#### [The request]
Copy every line with the string "page" in it.

#### [Data for this task]
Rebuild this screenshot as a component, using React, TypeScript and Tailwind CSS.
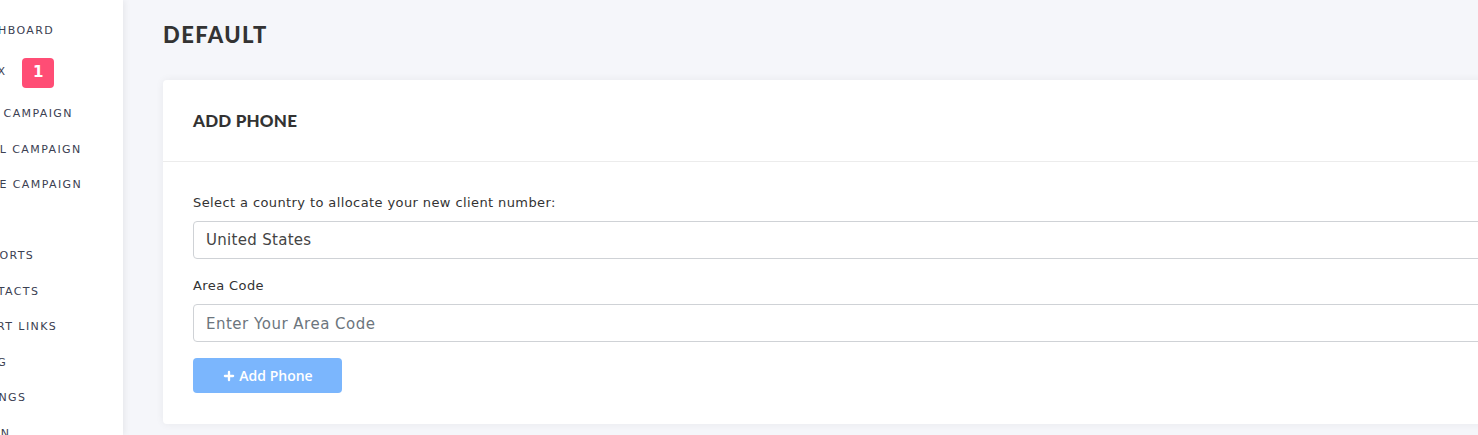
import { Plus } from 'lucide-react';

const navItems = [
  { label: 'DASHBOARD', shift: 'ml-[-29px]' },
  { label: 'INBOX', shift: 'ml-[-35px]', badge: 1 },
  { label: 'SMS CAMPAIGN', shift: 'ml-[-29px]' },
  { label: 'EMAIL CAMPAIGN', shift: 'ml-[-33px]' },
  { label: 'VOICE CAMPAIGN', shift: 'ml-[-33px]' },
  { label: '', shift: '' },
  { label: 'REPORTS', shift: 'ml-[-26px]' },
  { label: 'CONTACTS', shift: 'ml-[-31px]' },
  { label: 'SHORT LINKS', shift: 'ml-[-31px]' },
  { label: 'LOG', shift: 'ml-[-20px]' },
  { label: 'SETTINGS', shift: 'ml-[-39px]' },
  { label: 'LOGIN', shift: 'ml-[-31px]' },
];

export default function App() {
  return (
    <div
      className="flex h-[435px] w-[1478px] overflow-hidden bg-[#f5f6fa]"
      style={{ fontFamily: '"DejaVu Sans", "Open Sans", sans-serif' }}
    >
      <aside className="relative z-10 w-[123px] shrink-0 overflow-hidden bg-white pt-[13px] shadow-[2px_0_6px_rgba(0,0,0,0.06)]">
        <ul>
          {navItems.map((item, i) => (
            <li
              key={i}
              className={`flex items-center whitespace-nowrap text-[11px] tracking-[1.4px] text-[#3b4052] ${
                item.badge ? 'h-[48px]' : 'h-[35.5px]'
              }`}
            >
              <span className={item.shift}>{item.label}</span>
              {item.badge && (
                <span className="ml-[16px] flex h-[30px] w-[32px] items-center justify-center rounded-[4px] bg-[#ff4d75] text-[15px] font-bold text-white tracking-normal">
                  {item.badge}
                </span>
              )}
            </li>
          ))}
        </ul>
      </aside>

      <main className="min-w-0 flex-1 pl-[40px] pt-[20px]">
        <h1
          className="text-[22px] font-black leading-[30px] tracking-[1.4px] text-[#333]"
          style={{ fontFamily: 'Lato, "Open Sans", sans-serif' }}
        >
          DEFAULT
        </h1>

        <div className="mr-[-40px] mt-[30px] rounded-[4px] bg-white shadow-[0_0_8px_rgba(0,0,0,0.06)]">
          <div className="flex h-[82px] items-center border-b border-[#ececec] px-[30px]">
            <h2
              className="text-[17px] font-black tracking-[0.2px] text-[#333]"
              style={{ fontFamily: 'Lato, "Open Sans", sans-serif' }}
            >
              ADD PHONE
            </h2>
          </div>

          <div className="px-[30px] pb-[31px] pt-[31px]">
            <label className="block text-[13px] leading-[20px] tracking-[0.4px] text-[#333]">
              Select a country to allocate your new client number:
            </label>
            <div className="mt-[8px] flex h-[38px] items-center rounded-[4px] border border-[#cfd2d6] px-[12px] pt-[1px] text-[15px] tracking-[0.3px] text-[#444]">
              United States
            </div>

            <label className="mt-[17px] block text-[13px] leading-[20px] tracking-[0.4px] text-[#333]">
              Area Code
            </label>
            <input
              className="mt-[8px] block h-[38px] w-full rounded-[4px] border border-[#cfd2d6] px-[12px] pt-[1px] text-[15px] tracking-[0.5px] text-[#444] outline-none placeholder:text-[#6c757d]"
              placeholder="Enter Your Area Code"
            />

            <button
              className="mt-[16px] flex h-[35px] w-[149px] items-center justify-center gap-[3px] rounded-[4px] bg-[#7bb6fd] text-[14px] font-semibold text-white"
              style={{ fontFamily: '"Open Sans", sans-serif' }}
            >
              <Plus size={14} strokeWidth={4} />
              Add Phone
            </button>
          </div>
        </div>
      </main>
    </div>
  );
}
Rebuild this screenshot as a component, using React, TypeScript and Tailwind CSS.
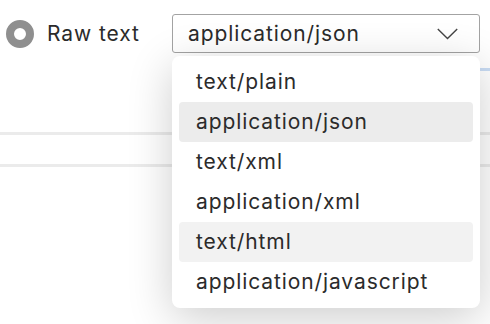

* * *

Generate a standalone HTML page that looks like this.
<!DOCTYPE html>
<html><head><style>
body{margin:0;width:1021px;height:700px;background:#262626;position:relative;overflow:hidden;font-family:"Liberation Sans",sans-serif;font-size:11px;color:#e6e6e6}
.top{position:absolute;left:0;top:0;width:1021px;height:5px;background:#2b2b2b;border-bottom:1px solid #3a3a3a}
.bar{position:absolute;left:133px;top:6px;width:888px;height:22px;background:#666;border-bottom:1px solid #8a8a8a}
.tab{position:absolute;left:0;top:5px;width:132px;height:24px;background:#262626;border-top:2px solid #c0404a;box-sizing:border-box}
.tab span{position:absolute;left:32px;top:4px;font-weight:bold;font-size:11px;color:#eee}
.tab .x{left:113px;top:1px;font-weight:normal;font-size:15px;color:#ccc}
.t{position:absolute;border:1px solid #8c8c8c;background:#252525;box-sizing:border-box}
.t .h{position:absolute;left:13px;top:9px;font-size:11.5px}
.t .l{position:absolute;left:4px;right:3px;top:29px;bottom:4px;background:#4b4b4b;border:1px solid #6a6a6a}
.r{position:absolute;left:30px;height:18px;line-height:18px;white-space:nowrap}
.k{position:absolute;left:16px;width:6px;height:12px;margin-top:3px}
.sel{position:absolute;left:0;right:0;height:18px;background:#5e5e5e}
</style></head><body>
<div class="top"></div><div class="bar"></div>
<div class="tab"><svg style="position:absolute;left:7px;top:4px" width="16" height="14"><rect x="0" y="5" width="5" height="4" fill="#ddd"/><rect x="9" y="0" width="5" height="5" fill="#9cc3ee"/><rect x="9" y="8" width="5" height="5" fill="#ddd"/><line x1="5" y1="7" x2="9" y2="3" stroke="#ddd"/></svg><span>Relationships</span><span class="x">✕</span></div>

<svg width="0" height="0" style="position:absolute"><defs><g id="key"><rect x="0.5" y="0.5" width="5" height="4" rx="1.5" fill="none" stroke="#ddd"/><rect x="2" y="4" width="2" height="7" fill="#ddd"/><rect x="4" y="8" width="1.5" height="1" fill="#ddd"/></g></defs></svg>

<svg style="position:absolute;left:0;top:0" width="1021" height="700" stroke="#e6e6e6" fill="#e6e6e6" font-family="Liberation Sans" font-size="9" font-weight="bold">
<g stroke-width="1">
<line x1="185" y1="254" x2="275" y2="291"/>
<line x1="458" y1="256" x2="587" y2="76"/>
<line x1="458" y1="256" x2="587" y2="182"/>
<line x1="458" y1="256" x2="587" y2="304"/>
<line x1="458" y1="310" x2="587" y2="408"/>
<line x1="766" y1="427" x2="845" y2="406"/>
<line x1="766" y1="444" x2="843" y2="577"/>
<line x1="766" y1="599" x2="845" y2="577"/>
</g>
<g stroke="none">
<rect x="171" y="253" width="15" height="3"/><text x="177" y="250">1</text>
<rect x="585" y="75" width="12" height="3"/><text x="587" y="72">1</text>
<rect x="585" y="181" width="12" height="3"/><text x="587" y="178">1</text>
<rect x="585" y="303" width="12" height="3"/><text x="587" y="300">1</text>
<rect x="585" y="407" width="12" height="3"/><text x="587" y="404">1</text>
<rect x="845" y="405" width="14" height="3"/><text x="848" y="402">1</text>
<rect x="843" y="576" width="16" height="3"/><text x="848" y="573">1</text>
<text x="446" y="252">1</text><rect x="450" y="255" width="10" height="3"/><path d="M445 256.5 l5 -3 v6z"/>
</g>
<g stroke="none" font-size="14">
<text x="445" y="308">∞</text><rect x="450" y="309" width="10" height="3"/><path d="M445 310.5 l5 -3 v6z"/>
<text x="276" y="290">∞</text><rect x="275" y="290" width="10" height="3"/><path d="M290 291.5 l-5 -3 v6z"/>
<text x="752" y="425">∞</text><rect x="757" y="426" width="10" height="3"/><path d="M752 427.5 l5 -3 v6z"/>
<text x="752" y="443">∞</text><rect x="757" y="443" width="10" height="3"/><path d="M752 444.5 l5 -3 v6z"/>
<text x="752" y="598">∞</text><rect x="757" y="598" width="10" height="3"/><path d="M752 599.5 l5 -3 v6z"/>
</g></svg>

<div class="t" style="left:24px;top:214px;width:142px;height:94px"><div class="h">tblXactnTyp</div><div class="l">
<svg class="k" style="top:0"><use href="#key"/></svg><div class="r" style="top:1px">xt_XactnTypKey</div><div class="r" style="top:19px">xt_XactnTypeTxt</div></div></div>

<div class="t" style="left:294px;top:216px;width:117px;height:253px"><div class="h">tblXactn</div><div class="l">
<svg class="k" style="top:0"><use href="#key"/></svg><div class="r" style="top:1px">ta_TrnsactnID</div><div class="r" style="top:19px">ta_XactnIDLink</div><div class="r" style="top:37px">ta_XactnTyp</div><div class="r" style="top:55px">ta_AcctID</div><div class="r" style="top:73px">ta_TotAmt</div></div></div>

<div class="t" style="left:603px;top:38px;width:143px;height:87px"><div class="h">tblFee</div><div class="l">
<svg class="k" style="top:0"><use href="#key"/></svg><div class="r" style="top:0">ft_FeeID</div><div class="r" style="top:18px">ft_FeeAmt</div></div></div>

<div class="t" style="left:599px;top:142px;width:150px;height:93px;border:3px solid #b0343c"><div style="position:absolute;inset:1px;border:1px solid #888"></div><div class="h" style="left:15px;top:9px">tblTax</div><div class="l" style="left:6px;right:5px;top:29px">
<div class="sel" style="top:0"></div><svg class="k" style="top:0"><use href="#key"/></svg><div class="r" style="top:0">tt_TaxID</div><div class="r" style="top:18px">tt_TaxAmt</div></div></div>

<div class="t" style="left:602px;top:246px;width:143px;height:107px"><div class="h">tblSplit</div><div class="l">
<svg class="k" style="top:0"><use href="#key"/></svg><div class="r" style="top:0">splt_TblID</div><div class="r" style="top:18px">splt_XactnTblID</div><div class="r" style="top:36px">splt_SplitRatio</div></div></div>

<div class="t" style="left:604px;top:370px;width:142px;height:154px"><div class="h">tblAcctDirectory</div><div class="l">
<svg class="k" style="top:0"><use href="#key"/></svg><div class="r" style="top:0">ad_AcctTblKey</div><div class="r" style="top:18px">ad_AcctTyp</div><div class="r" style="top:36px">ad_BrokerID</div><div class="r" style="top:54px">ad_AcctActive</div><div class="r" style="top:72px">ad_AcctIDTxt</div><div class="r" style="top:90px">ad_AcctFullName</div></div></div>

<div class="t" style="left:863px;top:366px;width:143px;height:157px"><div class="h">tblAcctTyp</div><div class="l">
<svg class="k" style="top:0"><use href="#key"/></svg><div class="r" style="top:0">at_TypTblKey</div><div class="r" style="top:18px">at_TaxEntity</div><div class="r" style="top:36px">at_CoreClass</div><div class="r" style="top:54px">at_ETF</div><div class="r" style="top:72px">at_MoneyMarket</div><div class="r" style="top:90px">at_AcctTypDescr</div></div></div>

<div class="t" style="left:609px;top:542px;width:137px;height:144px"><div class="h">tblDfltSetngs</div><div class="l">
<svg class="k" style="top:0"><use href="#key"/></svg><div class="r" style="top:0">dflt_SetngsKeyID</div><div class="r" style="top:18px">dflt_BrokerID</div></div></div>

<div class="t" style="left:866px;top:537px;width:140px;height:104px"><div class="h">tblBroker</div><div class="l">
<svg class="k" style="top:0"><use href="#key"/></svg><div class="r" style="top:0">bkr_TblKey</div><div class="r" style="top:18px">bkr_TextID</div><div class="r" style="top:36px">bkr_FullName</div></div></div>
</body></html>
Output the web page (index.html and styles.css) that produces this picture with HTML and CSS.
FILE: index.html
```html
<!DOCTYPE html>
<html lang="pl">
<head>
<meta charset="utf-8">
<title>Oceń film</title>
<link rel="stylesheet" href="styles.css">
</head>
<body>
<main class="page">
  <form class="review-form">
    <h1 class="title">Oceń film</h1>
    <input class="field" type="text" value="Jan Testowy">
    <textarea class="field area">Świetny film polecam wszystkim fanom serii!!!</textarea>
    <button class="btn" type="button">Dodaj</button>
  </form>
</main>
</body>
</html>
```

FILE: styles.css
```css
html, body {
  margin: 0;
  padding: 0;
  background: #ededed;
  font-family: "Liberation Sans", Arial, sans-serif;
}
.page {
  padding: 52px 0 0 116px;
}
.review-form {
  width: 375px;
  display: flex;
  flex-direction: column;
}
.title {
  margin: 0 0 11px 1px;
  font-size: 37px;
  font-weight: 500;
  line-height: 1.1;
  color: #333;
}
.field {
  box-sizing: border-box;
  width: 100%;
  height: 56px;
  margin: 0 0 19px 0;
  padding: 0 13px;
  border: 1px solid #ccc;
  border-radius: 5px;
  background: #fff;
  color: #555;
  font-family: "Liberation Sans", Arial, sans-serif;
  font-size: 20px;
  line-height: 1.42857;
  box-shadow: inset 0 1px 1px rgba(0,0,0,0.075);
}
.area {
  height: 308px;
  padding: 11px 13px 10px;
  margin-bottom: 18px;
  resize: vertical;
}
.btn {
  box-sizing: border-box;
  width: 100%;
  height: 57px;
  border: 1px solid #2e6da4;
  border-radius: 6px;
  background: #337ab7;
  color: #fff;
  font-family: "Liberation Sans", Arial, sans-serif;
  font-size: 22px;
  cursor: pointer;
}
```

...

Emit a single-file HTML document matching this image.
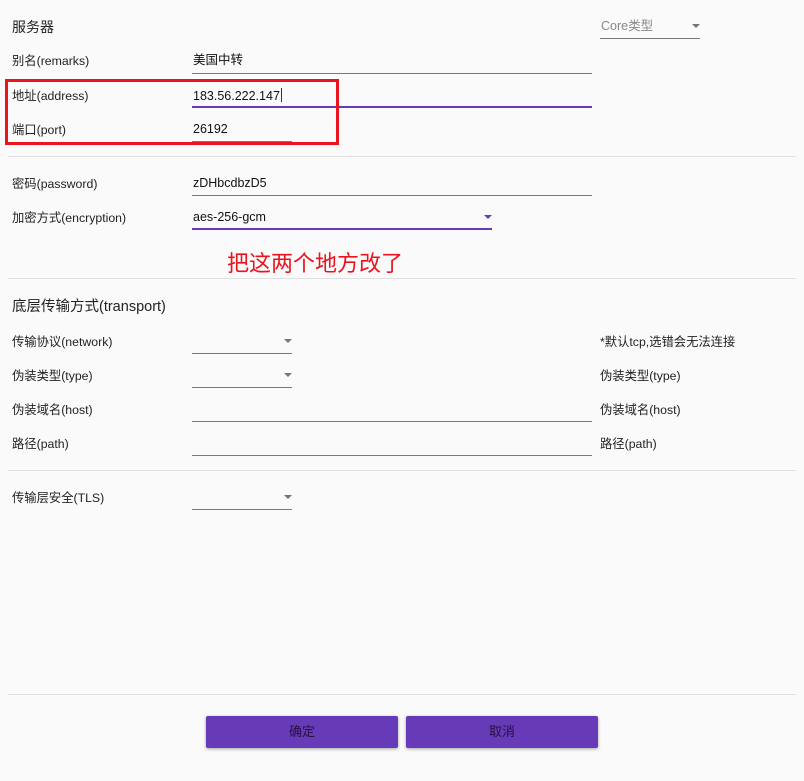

#### [Completed task]
Generate a standalone HTML page that looks like this.
Output the web page (index.html and styles.css) that produces this picture with HTML and CSS.
<main class="page">
.page {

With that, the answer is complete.